> **What to do**:
Copy the data precisely, keeping every character.

> **Dataset excerpt**:
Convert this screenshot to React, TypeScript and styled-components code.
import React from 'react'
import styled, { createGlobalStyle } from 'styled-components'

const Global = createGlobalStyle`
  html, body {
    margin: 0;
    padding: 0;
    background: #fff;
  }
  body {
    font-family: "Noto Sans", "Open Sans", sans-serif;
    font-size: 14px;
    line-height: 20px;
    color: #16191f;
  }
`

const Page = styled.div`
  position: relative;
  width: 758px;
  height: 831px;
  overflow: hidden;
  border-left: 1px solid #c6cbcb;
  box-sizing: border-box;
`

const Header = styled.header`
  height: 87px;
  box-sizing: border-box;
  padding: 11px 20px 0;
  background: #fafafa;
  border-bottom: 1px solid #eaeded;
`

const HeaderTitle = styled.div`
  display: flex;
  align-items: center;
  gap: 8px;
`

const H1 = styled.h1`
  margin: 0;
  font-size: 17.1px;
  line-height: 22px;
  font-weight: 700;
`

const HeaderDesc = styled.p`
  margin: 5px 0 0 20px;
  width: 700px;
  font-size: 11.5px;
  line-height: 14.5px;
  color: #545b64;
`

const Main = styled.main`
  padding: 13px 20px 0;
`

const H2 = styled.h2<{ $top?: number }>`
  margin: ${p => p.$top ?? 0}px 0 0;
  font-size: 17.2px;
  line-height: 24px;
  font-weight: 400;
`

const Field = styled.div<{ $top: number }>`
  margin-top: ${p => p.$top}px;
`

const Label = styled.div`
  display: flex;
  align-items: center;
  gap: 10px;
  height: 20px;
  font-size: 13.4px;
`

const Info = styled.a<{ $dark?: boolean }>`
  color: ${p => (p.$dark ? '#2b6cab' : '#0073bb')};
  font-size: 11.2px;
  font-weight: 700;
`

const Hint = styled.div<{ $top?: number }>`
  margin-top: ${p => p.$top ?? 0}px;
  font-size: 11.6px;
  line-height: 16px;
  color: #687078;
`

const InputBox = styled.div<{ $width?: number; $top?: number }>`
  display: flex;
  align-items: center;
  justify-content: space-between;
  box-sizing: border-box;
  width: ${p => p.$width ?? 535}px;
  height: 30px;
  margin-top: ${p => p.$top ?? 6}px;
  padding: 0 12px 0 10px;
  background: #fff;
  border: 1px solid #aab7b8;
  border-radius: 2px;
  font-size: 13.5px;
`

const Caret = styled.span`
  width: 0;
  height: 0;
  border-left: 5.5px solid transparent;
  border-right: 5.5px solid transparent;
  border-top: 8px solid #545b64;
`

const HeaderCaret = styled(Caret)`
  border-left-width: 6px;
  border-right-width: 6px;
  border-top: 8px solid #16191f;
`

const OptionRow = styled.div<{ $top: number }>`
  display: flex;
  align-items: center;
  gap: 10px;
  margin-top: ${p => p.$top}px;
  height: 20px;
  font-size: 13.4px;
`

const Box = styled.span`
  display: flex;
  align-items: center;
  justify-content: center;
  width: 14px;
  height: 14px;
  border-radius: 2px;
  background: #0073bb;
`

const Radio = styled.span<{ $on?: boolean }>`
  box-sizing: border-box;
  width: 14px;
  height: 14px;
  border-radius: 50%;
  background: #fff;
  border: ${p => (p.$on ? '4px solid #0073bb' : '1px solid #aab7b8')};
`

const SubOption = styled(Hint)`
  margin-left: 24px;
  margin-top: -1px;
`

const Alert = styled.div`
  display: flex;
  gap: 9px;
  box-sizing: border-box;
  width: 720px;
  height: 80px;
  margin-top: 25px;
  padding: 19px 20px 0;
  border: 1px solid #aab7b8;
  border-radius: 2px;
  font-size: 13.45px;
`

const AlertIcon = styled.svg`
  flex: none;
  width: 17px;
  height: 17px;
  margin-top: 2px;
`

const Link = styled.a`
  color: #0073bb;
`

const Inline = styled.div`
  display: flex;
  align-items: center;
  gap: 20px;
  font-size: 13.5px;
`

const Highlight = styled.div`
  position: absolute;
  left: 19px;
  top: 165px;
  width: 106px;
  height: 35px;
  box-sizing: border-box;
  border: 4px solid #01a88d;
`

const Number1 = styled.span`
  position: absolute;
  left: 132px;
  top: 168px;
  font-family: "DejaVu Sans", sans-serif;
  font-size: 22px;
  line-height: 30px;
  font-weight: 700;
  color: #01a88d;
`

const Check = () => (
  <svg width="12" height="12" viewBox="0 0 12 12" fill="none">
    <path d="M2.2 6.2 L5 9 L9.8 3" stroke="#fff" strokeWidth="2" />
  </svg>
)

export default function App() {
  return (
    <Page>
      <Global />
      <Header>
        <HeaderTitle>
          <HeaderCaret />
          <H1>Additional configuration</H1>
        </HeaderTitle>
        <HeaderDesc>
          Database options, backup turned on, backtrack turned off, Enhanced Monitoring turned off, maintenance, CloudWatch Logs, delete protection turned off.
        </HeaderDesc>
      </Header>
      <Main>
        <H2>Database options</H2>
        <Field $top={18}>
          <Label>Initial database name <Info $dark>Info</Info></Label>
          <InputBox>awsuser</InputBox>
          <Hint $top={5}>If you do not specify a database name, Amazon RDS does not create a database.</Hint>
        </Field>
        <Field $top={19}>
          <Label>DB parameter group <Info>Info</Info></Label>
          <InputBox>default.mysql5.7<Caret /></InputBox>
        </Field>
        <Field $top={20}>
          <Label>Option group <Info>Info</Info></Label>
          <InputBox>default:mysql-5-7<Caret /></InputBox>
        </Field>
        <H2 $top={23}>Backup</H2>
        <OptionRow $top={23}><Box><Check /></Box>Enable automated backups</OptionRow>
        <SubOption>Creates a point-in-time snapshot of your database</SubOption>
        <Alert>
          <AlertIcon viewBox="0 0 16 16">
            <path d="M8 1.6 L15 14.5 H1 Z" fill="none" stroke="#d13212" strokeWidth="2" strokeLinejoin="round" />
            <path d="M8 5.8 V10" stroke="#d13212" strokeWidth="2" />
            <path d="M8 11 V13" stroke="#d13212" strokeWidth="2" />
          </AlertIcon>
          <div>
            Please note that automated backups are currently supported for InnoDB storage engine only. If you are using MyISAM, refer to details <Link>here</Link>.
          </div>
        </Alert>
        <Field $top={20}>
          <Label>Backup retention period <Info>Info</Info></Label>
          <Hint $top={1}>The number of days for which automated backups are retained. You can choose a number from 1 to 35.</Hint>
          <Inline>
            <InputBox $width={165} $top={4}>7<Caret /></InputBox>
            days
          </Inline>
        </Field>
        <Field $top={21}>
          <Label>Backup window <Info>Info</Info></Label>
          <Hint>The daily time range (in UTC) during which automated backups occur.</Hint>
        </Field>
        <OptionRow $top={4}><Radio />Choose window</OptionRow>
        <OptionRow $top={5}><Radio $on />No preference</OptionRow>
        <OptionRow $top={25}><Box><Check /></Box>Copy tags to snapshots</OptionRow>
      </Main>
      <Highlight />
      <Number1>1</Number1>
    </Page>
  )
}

> **Task response**:
Convert this screenshot to React, TypeScript and styled-components code.
import React from 'react'
import styled, { createGlobalStyle } from 'styled-components'

const Global = createGlobalStyle`
  html, body {
    margin: 0;
    padding: 0;
    background: #fff;
  }
  body {
    font-family: "Noto Sans", "Open Sans", sans-serif;
    font-size: 14px;
    line-height: 20px;
    color: #16191f;
  }
`

const Page = styled.div`
  position: relative;
  width: 758px;
  height: 831px;
  overflow: hidden;
  border-left: 1px solid #c6cbcb;
  box-sizing: border-box;
`

const Header = styled.header`
  height: 87px;
  box-sizing: border-box;
  padding: 11px 20px 0;
  background: #fafafa;
  border-bottom: 1px solid #eaeded;
`

const HeaderTitle = styled.div`
  display: flex;
  align-items: center;
  gap: 8px;
`

const H1 = styled.h1`
  margin: 0;
  font-size: 17.1px;
  line-height: 22px;
  font-weight: 700;
`

const HeaderDesc = styled.p`
  margin: 5px 0 0 20px;
  width: 700px;
  font-size: 11.5px;
  line-height: 14.5px;
  color: #545b64;
`

const Main = styled.main`
  padding: 13px 20px 0;
`

const H2 = styled.h2<{ $top?: number }>`
  margin: ${p => p.$top ?? 0}px 0 0;
  font-size: 17.2px;
  line-height: 24px;
  font-weight: 400;
`

const Field = styled.div<{ $top: number }>`
  margin-top: ${p => p.$top}px;
`

const Label = styled.div`
  display: flex;
  align-items: center;
  gap: 10px;
  height: 20px;
  font-size: 13.4px;
`

const Info = styled.a<{ $dark?: boolean }>`
  color: ${p => (p.$dark ? '#2b6cab' : '#0073bb')};
  font-size: 11.2px;
  font-weight: 700;
`

const Hint = styled.div<{ $top?: number }>`
  margin-top: ${p => p.$top ?? 0}px;
  font-size: 11.6px;
  line-height: 16px;
  color: #687078;
`

const InputBox = styled.div<{ $width?: number; $top?: number }>`
  display: flex;
  align-items: center;
  justify-content: space-between;
  box-sizing: border-box;
  width: ${p => p.$width ?? 535}px;
  height: 30px;
  margin-top: ${p => p.$top ?? 6}px;
  padding: 0 12px 0 10px;
  background: #fff;
  border: 1px solid #aab7b8;
  border-radius: 2px;
  font-size: 13.5px;
`

const Caret = styled.span`
  width: 0;
  height: 0;
  border-left: 5.5px solid transparent;
  border-right: 5.5px solid transparent;
  border-top: 8px solid #545b64;
`

const HeaderCaret = styled(Caret)`
  border-left-width: 6px;
  border-right-width: 6px;
  border-top: 8px solid #16191f;
`

const OptionRow = styled.div<{ $top: number }>`
  display: flex;
  align-items: center;
  gap: 10px;
  margin-top: ${p => p.$top}px;
  height: 20px;
  font-size: 13.4px;
`

const Box = styled.span`
  display: flex;
  align-items: center;
  justify-content: center;
  width: 14px;
  height: 14px;
  border-radius: 2px;
  background: #0073bb;
`

const Radio = styled.span<{ $on?: boolean }>`
  box-sizing: border-box;
  width: 14px;
  height: 14px;
  border-radius: 50%;
  background: #fff;
  border: ${p => (p.$on ? '4px solid #0073bb' : '1px solid #aab7b8')};
`

const SubOption = styled(Hint)`
  margin-left: 24px;
  margin-top: -1px;
`

const Alert = styled.div`
  display: flex;
  gap: 9px;
  box-sizing: border-box;
  width: 720px;
  height: 80px;
  margin-top: 25px;
  padding: 19px 20px 0;
  border: 1px solid #aab7b8;
  border-radius: 2px;
  font-size: 13.45px;
`

const AlertIcon = styled.svg`
  flex: none;
  width: 17px;
  height: 17px;
  margin-top: 2px;
`

const Link = styled.a`
  color: #0073bb;
`

const Inline = styled.div`
  display: flex;
  align-items: center;
  gap: 20px;
  font-size: 13.5px;
`

const Highlight = styled.div`
  position: absolute;
  left: 19px;
  top: 165px;
  width: 106px;
  height: 35px;
  box-sizing: border-box;
  border: 4px solid #01a88d;
`

const Number1 = styled.span`
  position: absolute;
  left: 132px;
  top: 168px;
  font-family: "DejaVu Sans", sans-serif;
  font-size: 22px;
  line-height: 30px;
  font-weight: 700;
  color: #01a88d;
`

const Check = () => (
  <svg width="12" height="12" viewBox="0 0 12 12" fill="none">
    <path d="M2.2 6.2 L5 9 L9.8 3" stroke="#fff" strokeWidth="2" />
  </svg>
)

export default function App() {
  return (
    <Page>
      <Global />
      <Header>
        <HeaderTitle>
          <HeaderCaret />
          <H1>Additional configuration</H1>
        </HeaderTitle>
        <HeaderDesc>
          Database options, backup turned on, backtrack turned off, Enhanced Monitoring turned off, maintenance, CloudWatch Logs, delete protection turned off.
        </HeaderDesc>
      </Header>
      <Main>
        <H2>Database options</H2>
        <Field $top={18}>
          <Label>Initial database name <Info $dark>Info</Info></Label>
          <InputBox>awsuser</InputBox>
          <Hint $top={5}>If you do not specify a database name, Amazon RDS does not create a database.</Hint>
        </Field>
        <Field $top={19}>
          <Label>DB parameter group <Info>Info</Info></Label>
          <InputBox>default.mysql5.7<Caret /></InputBox>
        </Field>
        <Field $top={20}>
          <Label>Option group <Info>Info</Info></Label>
          <InputBox>default:mysql-5-7<Caret /></InputBox>
        </Field>
        <H2 $top={23}>Backup</H2>
        <OptionRow $top={23}><Box><Check /></Box>Enable automated backups</OptionRow>
        <SubOption>Creates a point-in-time snapshot of your database</SubOption>
        <Alert>
          <AlertIcon viewBox="0 0 16 16">
            <path d="M8 1.6 L15 14.5 H1 Z" fill="none" stroke="#d13212" strokeWidth="2" strokeLinejoin="round" />
            <path d="M8 5.8 V10" stroke="#d13212" strokeWidth="2" />
            <path d="M8 11 V13" stroke="#d13212" strokeWidth="2" />
          </AlertIcon>
          <div>
            Please note that automated backups are currently supported for InnoDB storage engine only. If you are using MyISAM, refer to details <Link>here</Link>.
          </div>
        </Alert>
        <Field $top={20}>
          <Label>Backup retention period <Info>Info</Info></Label>
          <Hint $top={1}>The number of days for which automated backups are retained. You can choose a number from 1 to 35.</Hint>
          <Inline>
            <InputBox $width={165} $top={4}>7<Caret /></InputBox>
            days
          </Inline>
        </Field>
        <Field $top={21}>
          <Label>Backup window <Info>Info</Info></Label>
          <Hint>The daily time range (in UTC) during which automated backups occur.</Hint>
        </Field>
        <OptionRow $top={4}><Radio />Choose window</OptionRow>
        <OptionRow $top={5}><Radio $on />No preference</OptionRow>
        <OptionRow $top={25}><Box><Check /></Box>Copy tags to snapshots</OptionRow>
      </Main>
      <Highlight />
      <Number1>1</Number1>
    </Page>
  )
}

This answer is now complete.